• **Task to carry out**
Reproduce the listing below exactly, beginning with its first line and ending with the line that holds "11, 12, 13];"; pictures are not part of the copy.

• **Collected data**
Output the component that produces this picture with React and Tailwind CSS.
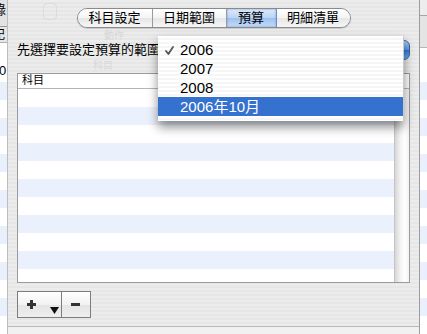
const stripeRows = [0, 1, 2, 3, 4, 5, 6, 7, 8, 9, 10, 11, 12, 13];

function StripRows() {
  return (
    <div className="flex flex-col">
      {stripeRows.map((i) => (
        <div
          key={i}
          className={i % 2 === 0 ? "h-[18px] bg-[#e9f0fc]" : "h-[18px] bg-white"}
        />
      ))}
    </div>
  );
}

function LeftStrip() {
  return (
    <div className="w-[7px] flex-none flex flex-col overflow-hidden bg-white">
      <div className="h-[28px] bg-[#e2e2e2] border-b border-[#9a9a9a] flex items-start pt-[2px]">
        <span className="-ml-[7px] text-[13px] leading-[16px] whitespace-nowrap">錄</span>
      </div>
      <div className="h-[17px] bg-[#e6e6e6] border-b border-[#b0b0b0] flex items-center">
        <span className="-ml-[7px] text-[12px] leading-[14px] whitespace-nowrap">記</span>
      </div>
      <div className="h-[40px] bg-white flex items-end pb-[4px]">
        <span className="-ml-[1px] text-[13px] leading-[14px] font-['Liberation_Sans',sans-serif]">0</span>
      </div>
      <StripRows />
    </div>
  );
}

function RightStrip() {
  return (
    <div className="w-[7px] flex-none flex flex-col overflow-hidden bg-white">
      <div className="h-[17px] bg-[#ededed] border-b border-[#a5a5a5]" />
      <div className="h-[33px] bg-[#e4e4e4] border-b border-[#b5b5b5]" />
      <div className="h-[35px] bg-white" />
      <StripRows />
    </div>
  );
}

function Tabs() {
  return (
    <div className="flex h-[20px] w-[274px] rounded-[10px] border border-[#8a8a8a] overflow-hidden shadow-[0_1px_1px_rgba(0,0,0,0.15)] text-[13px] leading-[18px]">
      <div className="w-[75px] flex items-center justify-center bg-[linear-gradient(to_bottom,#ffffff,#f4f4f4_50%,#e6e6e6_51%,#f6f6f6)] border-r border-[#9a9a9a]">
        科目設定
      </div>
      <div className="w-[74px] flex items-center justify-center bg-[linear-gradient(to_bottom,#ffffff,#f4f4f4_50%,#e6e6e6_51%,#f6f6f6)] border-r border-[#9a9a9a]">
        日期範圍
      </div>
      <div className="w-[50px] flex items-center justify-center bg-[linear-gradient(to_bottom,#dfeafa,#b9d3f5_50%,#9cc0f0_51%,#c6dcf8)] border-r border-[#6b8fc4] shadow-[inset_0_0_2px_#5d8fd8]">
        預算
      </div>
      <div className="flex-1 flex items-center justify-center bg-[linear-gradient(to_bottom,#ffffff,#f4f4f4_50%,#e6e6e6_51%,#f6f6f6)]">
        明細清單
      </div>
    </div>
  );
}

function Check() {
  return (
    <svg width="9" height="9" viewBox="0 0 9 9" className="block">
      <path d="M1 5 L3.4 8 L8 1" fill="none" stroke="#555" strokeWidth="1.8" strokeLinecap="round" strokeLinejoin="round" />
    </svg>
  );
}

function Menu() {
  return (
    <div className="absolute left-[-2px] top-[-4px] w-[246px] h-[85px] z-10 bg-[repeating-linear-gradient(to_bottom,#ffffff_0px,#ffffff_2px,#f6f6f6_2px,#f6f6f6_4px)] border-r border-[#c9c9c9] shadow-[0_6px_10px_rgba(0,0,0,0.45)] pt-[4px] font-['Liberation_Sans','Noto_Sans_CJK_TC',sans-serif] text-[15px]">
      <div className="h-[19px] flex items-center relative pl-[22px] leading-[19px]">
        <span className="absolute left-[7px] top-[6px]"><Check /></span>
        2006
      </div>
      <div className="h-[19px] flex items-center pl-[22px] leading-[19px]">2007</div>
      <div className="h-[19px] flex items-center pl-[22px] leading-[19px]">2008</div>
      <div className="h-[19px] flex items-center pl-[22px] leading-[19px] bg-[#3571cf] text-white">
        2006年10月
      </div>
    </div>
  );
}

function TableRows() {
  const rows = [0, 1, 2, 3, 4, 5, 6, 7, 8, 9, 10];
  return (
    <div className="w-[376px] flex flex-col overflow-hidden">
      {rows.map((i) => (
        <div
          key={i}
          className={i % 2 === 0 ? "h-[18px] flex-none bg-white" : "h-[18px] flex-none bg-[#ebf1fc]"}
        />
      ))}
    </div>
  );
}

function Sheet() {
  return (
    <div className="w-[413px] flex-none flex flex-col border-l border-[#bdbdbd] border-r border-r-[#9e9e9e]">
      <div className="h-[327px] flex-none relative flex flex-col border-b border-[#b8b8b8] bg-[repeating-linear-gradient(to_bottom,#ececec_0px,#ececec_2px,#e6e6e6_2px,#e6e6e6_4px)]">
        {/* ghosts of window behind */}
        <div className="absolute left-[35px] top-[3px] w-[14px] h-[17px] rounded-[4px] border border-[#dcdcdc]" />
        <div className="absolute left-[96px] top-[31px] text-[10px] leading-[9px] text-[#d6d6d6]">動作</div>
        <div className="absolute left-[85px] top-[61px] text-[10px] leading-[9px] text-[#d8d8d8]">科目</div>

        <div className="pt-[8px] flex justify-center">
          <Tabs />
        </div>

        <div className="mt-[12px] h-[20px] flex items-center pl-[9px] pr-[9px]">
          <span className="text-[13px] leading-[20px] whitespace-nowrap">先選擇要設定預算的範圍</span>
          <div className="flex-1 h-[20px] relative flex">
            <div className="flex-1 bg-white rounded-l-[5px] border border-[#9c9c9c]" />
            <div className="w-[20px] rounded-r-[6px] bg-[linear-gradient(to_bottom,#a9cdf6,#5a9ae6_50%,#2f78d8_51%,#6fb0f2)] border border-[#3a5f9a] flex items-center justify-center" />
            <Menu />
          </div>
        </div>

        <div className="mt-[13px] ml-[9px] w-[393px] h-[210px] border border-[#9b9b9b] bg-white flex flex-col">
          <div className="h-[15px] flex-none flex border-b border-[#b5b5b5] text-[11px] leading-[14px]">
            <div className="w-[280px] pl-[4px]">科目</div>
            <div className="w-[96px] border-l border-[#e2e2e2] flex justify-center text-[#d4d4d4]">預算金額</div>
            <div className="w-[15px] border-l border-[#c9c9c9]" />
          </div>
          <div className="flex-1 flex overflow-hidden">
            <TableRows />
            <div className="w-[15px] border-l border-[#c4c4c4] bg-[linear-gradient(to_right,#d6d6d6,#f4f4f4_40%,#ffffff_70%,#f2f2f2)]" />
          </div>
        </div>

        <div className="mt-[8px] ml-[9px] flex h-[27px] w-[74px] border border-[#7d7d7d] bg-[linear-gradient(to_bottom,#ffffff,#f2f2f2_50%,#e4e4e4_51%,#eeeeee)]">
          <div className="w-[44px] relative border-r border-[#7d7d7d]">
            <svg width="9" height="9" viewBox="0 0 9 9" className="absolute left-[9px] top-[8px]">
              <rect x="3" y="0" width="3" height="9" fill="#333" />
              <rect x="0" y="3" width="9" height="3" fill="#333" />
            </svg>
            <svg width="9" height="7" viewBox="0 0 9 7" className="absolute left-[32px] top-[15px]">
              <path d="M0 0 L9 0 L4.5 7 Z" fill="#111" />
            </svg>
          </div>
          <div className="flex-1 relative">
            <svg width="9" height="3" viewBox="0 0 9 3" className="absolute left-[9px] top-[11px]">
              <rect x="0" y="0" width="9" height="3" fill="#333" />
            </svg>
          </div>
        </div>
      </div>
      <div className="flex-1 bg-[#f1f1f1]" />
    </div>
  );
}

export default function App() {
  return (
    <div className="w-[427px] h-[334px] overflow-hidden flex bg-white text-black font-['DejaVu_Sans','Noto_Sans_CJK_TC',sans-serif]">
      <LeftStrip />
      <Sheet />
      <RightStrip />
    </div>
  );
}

• **Answer for this exercise**
Output the component that produces this picture with React and Tailwind CSS.
const stripeRows = [0, 1, 2, 3, 4, 5, 6, 7, 8, 9, 10, 11, 12, 13];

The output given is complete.